WesCorp also recorded $6.5 million of derivatives expense related to a short-term derivative transaction. However, because this transaction matures before the end of the year, the $6.5 million will reverse at that time and is simply a timing difference, Hayes explained.
Hayes said he's remaining hopeful that the accounting powers that be will make modifications to fair value standards. WesCorp has not taken any other-than-temporary impairments--contrary to rumors that corporates are hiding OTTI losses in the pipeline, hoping accounting standards will change before they are forced to report them--Hayes said that is not the case at WesCorp.

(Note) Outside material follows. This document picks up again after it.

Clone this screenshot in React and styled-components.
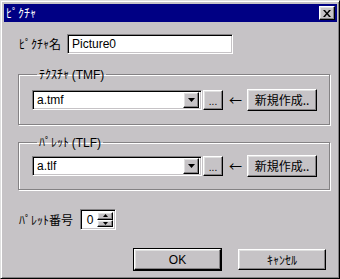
import React from "react";
import styled, { createGlobalStyle } from "styled-components";

const Global = createGlobalStyle`
  html, body { margin: 0; padding: 0; background: #c6c3c6; }
  body { font: 12px "Noto Sans CJK JP", "Liberation Sans", sans-serif; color: #000; }
  * { box-sizing: border-box; }
`;

const raised = `
  border: 1px solid;
  border-color: #fff #000 #000 #fff;
  box-shadow: inset -1px -1px 0 #848284, inset 1px 1px 0 #dfdfdf;
  background: #c6c3c6;
`;

const sunken = `
  border: 1px solid;
  border-color: #848284 #fff #fff #848284;
  box-shadow: inset 1px 1px 0 #000, inset -1px -1px 0 #c6c3c6;
  background: #fff;
`;

const Window = styled.div`
  width: 340px;
  height: 279px;
  padding: 2px;
  border: 1px solid;
  border-color: #dfdfdf #000 #000 #dfdfdf;
  box-shadow: inset 1px 1px 0 #fff, inset -1px -1px 0 #848284;
  background: #c6c3c6;
  display: flex;
  flex-direction: column;
`;

const TitleBar = styled.div`
  height: 18px;
  margin: 1px 0 0 1px;
  background: #000084;
  color: #fff;
  display: flex;
  align-items: center;
  justify-content: space-between;
  padding: 0 2px 0 2px;
`;

const Title = styled.span`
  font-size: 12px;
  line-height: 18px;
`;

const CloseButton = styled.div`
  ${raised}
  width: 16px;
  height: 14px;
  display: flex;
  align-items: center;
  justify-content: center;
`;

const Body = styled.div`
  flex: 1;
  display: flex;
  flex-direction: column;
  padding: 12px 11px 0 15px;
`;

const Row = styled.div`
  display: flex;
  align-items: center;
  margin-top: ${(p) => p.$top || 0}px;
`;

const Label = styled.span`
  width: ${(p) => p.$w}px;
  padding-left: 1px;
  white-space: nowrap;
  line-height: 16px;
`;

const Latin = styled.span`
  font-family: "Liberation Sans", sans-serif;
  font-size: 12px;
`;

const TextField = styled.div`
  ${sunken}
  width: ${(p) => p.$w}px;
  height: 20px;
  padding: 0 4px;
  line-height: 18px;
  font-family: "Liberation Sans", sans-serif;
`;

const Group = styled.fieldset`
  width: 310px;
  margin: ${(p) => p.$top}px 0 0 0;
  padding: ${(p) => p.$pt}px 12px ${(p) => p.$pb}px 13px;
  border: 1px solid #848284;
  box-shadow: 1px 1px 0 #fff, inset 1px 1px 0 #fff;
`;

const Legend = styled.legend`
  padding: 0 2px;
  margin-left: 5px;
  line-height: 14px;
`;

const Combo = styled.div`
  ${sunken}
  width: 170px;
  height: 20px;
  display: flex;
  align-items: center;
  padding: 2px;
`;

const ComboText = styled.span`
  flex: 1;
  padding-left: 2px;
  line-height: 16px;
  font-family: "Liberation Sans", sans-serif;
`;

const DropButton = styled.div`
  ${raised}
  width: 16px;
  height: 16px;
  display: flex;
  align-items: center;
  justify-content: center;
`;

const Button = styled.div`
  ${raised}
  width: ${(p) => p.$w}px;
  height: ${(p) => p.$h || 21}px;
  margin-left: ${(p) => p.$ml || 0}px;
  display: flex;
  align-items: center;
  justify-content: center;
  line-height: 16px;
  ${(p) =>
    p.$default &&
    `
    outline: 1px solid #000;
  `}
`;

const Dots = styled.span`
  font-family: "Liberation Sans", sans-serif;
  font-size: 10px;
  margin-top: 3px;
`;

const Arrow = styled.span`
  margin-left: 6px;
  width: 18px;
  font-size: 13px;
  line-height: 16px;
`;

const Spin = styled.div`
  ${sunken}
  width: 36px;
  height: 21px;
  display: flex;
  padding: 2px;
`;

const SpinValue = styled.span`
  flex: 1;
  text-align: center;
  line-height: 16px;
  font-family: "Liberation Sans", sans-serif;
`;

const SpinButtons = styled.div`
  display: flex;
  flex-direction: column;
  width: 16px;
`;

const SpinButton = styled.div`
  ${raised}
  flex: 1;
  display: flex;
  align-items: center;
  justify-content: center;
`;

const Footer = styled.div`
  display: flex;
  justify-content: flex-end;
  margin-top: 19px;
`;

const Triangle = ({ up, size = 7 }) => {
  const h = Math.ceil(size / 2);
  return (
    <svg width={size} height={h} viewBox={`0 0 ${size} ${h}`}>
      <polygon
        points={up ? `0,${h} ${size},${h} ${size / 2},0` : `0,0 ${size},0 ${size / 2},${h}`}
        fill="#000"
      />
    </svg>
  );
};

const FileRow = ({ file }) => (
  <Row>
    <Combo>
      <ComboText>{file}</ComboText>
      <DropButton>
        <Triangle />
      </DropButton>
    </Combo>
    <Button $w={20} $h={20} $ml={1}>
      <Dots>...</Dots>
    </Button>
    <Arrow>←</Arrow>
    <Button $w={70} $h={22}>新規作成..</Button>
  </Row>
);

export default function App() {
  return (
    <>
      <Global />
      <Window>
        <TitleBar>
          <Title>ﾋﾟｸﾁｬ</Title>
          <CloseButton>
            <svg width="8" height="7" viewBox="0 0 8 7">
              <path d="M0 0h2l2 2.5L6 0h2L5 3.5 8 7H6L4 4.5 2 7H0l3-3.5z" fill="#000" />
            </svg>
          </CloseButton>
        </TitleBar>
        <Body>
          <Row>
            <Label $w={49}>ﾋﾟｸﾁｬ名</Label>
            <TextField $w={166}>Picture0</TextField>
          </Row>
          <Group $top={13} $pt={7} $pb={13}>
            <Legend>
              ﾃｸｽﾁｬ <Latin>(TMF)</Latin>
            </Legend>
            <FileRow file="a.tmf" />
          </Group>
          <Group $top={10} $pt={5} $pb={12}>
            <Legend>
              ﾊﾟﾚｯﾄ <Latin>(TLF)</Latin>
            </Legend>
            <FileRow file="a.tlf" />
          </Group>
          <Row $top={19}>
            <Label $w={62}>ﾊﾟﾚｯﾄ番号</Label>
            <Spin>
              <SpinValue>0</SpinValue>
              <SpinButtons>
                <SpinButton>
                  <Triangle up size={5} />
                </SpinButton>
                <SpinButton>
                  <Triangle size={5} />
                </SpinButton>
              </SpinButtons>
            </Spin>
          </Row>
          <Footer>
            <Button $w={87} $default>
              <Latin>OK</Latin>
            </Button>
            <Button $w={88} $ml={17}>
              ｷｬﾝｾﾙ
            </Button>
          </Footer>
        </Body>
      </Window>
    </>
  );
}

"We continue to monitor our portfolio for other-than-temporary impairment and would record such losses when they became known as required by accounting guidelines," Hayes said. "We don't anticipate losses in the fourth quarter, but the continued deterioration of the markets obviously impacts our portfolio, so we are keeping a close watch on the situation."
Liquidity is holding steady, with WesCorp's borrowed funds slightly lower than last month by about $100 million, though the corporate did tap its new Fed discount window line for the first time in September. Total shares are down, with the decline being attributed to both the seasonal and special liquidity needs at natural person credit unions.
On a positive note, WesCorp's retained earnings increase is $10 million ahead of budget year-to-date.
On the other hand, the $10 billion Southwest Corporate has been preparing members for OTTI losses since Lehman declared bankruptcy Sept. 15, by sending out executives to meet with members in person, addressing the subject in monthly financial Webcasts and again during its economic forum in late October. Southwest Corporate reported a $24.7 million other-than-temporary impairment.
The charge weighed on month-end net loss numbers, but, again thanks to the Fed-Libor spread, Southwest said it has nearly made it all up in additional year-to-date net interest income, which is up more than $23 million over this time last year.
All told, Southwest is currently $20 million in the black so far this year, and according to Senior Vice President/Chief Financial Officer Melissa Wardell, the corporate expects to finish 2008 with strong earnings.
"We anticipate our year-end capital ratio to exceed 6.50% and year-end retained earnings ratio to exceed 3.00%. This compares to December 2007 capital and retained earnings ratios of 5.57% and 2.50% respectively," she said.
Southwest has increased its outstanding borrowings at the Federal Home Loan Bank of Dallas over the past year, with $1 billion outstanding at month-end compared to $755 million for same period last year. However, the corporate has a total credit line of $2.3 billion at the FHLB, so it's got plenty of additional liquidity to spare. Southwest did access the central liquidity facility in September, to the tune of $100 million as of Sept. 30.
The $1.6 billion corporate's financials aren't normally categorized with larger aggregates like WesCorp and Southwest Corporate. However, when Fitch Ratings placed Constitution on watch negative this past spring, and subsequently downgraded the corporate along with two larger peers Oct. 16, the Connecticut-based corporate was thrust into the trade press spotlight.
September was a tough month for Constitution, as the corporate took impairments on its investments in the amount of $6.3 million. Despite receiving the same Fed-Libor spread boost as the other corporates and posting a year-to-date net income before impairment charges, the corporate nonetheless posted a year-to-date net loss Sept. 30 of $2.9 million.
"These losses are manageable in the context of the corporate's capital and reserves, which continue to exceed all regulatory minimums," the corporate stated in its financial summary.
Constitution Corporate recorded a regulatory capital ratio of 6.81% as of Sept. 30, 2008. That marks an increase over same period last year, when the corporate posted a capital ratio of 6.46%.